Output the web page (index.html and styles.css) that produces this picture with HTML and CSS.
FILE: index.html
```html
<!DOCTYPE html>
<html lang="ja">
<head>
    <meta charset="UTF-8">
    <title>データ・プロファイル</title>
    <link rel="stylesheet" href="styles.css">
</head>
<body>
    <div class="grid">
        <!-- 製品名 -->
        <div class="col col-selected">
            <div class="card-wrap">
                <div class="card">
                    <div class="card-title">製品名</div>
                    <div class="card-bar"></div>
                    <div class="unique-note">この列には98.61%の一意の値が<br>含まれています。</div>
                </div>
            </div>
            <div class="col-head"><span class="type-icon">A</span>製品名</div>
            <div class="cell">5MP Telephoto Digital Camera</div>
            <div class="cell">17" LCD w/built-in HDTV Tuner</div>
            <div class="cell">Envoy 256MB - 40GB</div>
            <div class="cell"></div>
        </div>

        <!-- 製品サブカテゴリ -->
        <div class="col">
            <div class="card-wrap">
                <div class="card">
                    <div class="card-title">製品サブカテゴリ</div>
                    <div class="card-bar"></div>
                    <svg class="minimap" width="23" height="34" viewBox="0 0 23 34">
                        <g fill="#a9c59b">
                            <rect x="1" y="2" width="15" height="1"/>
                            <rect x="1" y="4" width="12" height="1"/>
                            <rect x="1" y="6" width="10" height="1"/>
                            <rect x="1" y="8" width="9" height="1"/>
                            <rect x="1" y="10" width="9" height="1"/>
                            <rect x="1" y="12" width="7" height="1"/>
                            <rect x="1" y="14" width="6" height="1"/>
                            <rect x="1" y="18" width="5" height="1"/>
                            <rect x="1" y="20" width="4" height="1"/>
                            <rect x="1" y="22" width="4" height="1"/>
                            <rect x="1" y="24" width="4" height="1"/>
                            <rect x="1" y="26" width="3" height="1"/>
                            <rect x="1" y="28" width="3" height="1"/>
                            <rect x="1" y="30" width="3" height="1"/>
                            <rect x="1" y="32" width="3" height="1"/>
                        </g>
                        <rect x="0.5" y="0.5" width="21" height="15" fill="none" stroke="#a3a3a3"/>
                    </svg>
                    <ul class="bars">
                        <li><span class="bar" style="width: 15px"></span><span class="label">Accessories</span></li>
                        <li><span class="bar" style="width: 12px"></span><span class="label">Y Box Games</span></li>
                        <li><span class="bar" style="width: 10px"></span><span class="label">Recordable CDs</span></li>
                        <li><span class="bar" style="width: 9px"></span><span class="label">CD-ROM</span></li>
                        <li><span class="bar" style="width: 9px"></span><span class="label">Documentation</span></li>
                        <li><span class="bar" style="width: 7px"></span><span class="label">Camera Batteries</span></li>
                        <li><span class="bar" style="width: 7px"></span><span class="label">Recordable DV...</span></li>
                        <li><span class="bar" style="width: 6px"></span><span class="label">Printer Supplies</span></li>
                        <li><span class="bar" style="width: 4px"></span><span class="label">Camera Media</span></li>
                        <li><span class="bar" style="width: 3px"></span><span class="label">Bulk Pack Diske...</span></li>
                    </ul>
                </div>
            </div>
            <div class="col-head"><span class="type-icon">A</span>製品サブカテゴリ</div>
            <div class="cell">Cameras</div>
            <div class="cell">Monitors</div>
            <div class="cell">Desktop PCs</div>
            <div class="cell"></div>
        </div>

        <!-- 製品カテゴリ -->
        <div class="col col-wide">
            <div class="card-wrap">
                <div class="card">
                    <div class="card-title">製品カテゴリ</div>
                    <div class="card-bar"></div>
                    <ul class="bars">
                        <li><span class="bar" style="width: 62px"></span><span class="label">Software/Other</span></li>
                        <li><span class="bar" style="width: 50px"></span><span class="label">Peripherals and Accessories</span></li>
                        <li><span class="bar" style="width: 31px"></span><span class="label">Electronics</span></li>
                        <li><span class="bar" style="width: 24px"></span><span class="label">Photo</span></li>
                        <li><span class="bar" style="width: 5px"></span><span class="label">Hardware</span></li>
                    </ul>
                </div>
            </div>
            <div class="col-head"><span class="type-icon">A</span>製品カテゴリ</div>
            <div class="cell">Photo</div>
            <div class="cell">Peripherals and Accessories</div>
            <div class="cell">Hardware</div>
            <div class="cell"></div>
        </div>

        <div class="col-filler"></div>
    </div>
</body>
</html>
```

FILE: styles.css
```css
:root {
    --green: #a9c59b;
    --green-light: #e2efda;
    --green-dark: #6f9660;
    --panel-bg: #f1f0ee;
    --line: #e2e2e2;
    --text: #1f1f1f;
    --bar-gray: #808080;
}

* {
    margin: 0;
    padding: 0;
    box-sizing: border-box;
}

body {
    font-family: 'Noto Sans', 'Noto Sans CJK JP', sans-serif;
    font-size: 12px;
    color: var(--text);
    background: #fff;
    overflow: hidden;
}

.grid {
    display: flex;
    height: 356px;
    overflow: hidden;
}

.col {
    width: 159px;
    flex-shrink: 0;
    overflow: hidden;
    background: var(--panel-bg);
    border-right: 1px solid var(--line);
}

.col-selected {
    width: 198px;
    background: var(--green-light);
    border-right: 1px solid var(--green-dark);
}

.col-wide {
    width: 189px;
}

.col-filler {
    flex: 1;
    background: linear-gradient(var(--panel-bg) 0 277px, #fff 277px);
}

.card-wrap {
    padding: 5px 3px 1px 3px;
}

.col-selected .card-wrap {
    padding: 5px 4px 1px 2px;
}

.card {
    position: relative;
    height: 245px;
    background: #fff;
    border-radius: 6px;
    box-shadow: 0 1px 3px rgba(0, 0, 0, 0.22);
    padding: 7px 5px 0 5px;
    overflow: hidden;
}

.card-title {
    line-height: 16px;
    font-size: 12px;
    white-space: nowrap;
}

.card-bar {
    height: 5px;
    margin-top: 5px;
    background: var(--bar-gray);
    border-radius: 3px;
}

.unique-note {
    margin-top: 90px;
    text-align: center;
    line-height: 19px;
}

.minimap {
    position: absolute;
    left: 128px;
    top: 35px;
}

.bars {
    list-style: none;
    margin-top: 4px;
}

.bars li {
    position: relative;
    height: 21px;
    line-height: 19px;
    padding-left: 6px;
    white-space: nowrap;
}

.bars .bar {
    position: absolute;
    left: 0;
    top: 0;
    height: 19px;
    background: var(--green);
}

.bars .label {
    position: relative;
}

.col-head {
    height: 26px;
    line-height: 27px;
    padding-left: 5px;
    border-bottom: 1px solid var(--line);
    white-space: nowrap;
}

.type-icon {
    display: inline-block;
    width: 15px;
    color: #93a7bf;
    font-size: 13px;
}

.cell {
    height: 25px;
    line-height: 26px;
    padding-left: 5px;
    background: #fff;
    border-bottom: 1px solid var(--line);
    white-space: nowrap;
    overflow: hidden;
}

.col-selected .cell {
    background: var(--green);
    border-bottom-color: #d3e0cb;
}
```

──────────────────────────────

Aim of the task:
Print again each line of the listing above, exactly as it appears.

Response:
Output the web page (index.html and styles.css) that produces this picture with HTML and CSS.
FILE: index.html
```html
<!DOCTYPE html>
<html lang="ja">
<head>
    <meta charset="UTF-8">
    <title>データ・プロファイル</title>
    <link rel="stylesheet" href="styles.css">
</head>
<body>
    <div class="grid">
        <!-- 製品名 -->
        <div class="col col-selected">
            <div class="card-wrap">
                <div class="card">
                    <div class="card-title">製品名</div>
                    <div class="card-bar"></div>
                    <div class="unique-note">この列には98.61%の一意の値が<br>含まれています。</div>
                </div>
            </div>
            <div class="col-head"><span class="type-icon">A</span>製品名</div>
            <div class="cell">5MP Telephoto Digital Camera</div>
            <div class="cell">17" LCD w/built-in HDTV Tuner</div>
            <div class="cell">Envoy 256MB - 40GB</div>
            <div class="cell"></div>
        </div>

        <!-- 製品サブカテゴリ -->
        <div class="col">
            <div class="card-wrap">
                <div class="card">
                    <div class="card-title">製品サブカテゴリ</div>
                    <div class="card-bar"></div>
                    <svg class="minimap" width="23" height="34" viewBox="0 0 23 34">
                        <g fill="#a9c59b">
                            <rect x="1" y="2" width="15" height="1"/>
                            <rect x="1" y="4" width="12" height="1"/>
                            <rect x="1" y="6" width="10" height="1"/>
                            <rect x="1" y="8" width="9" height="1"/>
                            <rect x="1" y="10" width="9" height="1"/>
                            <rect x="1" y="12" width="7" height="1"/>
                            <rect x="1" y="14" width="6" height="1"/>
                            <rect x="1" y="18" width="5" height="1"/>
                            <rect x="1" y="20" width="4" height="1"/>
                            <rect x="1" y="22" width="4" height="1"/>
                            <rect x="1" y="24" width="4" height="1"/>
                            <rect x="1" y="26" width="3" height="1"/>
                            <rect x="1" y="28" width="3" height="1"/>
                            <rect x="1" y="30" width="3" height="1"/>
                            <rect x="1" y="32" width="3" height="1"/>
                        </g>
                        <rect x="0.5" y="0.5" width="21" height="15" fill="none" stroke="#a3a3a3"/>
                    </svg>
                    <ul class="bars">
                        <li><span class="bar" style="width: 15px"></span><span class="label">Accessories</span></li>
                        <li><span class="bar" style="width: 12px"></span><span class="label">Y Box Games</span></li>
                        <li><span class="bar" style="width: 10px"></span><span class="label">Recordable CDs</span></li>
                        <li><span class="bar" style="width: 9px"></span><span class="label">CD-ROM</span></li>
                        <li><span class="bar" style="width: 9px"></span><span class="label">Documentation</span></li>
                        <li><span class="bar" style="width: 7px"></span><span class="label">Camera Batteries</span></li>
                        <li><span class="bar" style="width: 7px"></span><span class="label">Recordable DV...</span></li>
                        <li><span class="bar" style="width: 6px"></span><span class="label">Printer Supplies</span></li>
                        <li><span class="bar" style="width: 4px"></span><span class="label">Camera Media</span></li>
                        <li><span class="bar" style="width: 3px"></span><span class="label">Bulk Pack Diske...</span></li>
                    </ul>
                </div>
            </div>
            <div class="col-head"><span class="type-icon">A</span>製品サブカテゴリ</div>
            <div class="cell">Cameras</div>
            <div class="cell">Monitors</div>
            <div class="cell">Desktop PCs</div>
            <div class="cell"></div>
        </div>

        <!-- 製品カテゴリ -->
        <div class="col col-wide">
            <div class="card-wrap">
                <div class="card">
                    <div class="card-title">製品カテゴリ</div>
                    <div class="card-bar"></div>
                    <ul class="bars">
                        <li><span class="bar" style="width: 62px"></span><span class="label">Software/Other</span></li>
                        <li><span class="bar" style="width: 50px"></span><span class="label">Peripherals and Accessories</span></li>
                        <li><span class="bar" style="width: 31px"></span><span class="label">Electronics</span></li>
                        <li><span class="bar" style="width: 24px"></span><span class="label">Photo</span></li>
                        <li><span class="bar" style="width: 5px"></span><span class="label">Hardware</span></li>
                    </ul>
                </div>
            </div>
            <div class="col-head"><span class="type-icon">A</span>製品カテゴリ</div>
            <div class="cell">Photo</div>
            <div class="cell">Peripherals and Accessories</div>
            <div class="cell">Hardware</div>
            <div class="cell"></div>
        </div>

        <div class="col-filler"></div>
    </div>
</body>
</html>
```

FILE: styles.css
```css
:root {
    --green: #a9c59b;
    --green-light: #e2efda;
    --green-dark: #6f9660;
    --panel-bg: #f1f0ee;
    --line: #e2e2e2;
    --text: #1f1f1f;
    --bar-gray: #808080;
}

* {
    margin: 0;
    padding: 0;
    box-sizing: border-box;
}

body {
    font-family: 'Noto Sans', 'Noto Sans CJK JP', sans-serif;
    font-size: 12px;
    color: var(--text);
    background: #fff;
    overflow: hidden;
}

.grid {
    display: flex;
    height: 356px;
    overflow: hidden;
}

.col {
    width: 159px;
    flex-shrink: 0;
    overflow: hidden;
    background: var(--panel-bg);
    border-right: 1px solid var(--line);
}

.col-selected {
    width: 198px;
    background: var(--green-light);
    border-right: 1px solid var(--green-dark);
}

.col-wide {
    width: 189px;
}

.col-filler {
    flex: 1;
    background: linear-gradient(var(--panel-bg) 0 277px, #fff 277px);
}

.card-wrap {
    padding: 5px 3px 1px 3px;
}

.col-selected .card-wrap {
    padding: 5px 4px 1px 2px;
}

.card {
    position: relative;
    height: 245px;
    background: #fff;
    border-radius: 6px;
    box-shadow: 0 1px 3px rgba(0, 0, 0, 0.22);
    padding: 7px 5px 0 5px;
    overflow: hidden;
}

.card-title {
    line-height: 16px;
    font-size: 12px;
    white-space: nowrap;
}

.card-bar {
    height: 5px;
    margin-top: 5px;
    background: var(--bar-gray);
    border-radius: 3px;
}

.unique-note {
    margin-top: 90px;
    text-align: center;
    line-height: 19px;
}

.minimap {
    position: absolute;
    left: 128px;
    top: 35px;
}

.bars {
    list-style: none;
    margin-top: 4px;
}

.bars li {
    position: relative;
    height: 21px;
    line-height: 19px;
    padding-left: 6px;
    white-space: nowrap;
}

.bars .bar {
    position: absolute;
    left: 0;
    top: 0;
    height: 19px;
    background: var(--green);
}

.bars .label {
    position: relative;
}

.col-head {
    height: 26px;
    line-height: 27px;
    padding-left: 5px;
    border-bottom: 1px solid var(--line);
    white-space: nowrap;
}

.type-icon {
    display: inline-block;
    width: 15px;
    color: #93a7bf;
    font-size: 13px;
}

.cell {
    height: 25px;
    line-height: 26px;
    padding-left: 5px;
    background: #fff;
    border-bottom: 1px solid var(--line);
    white-space: nowrap;
    overflow: hidden;
}

.col-selected .cell {
    background: var(--green);
    border-bottom-color: #d3e0cb;
}
```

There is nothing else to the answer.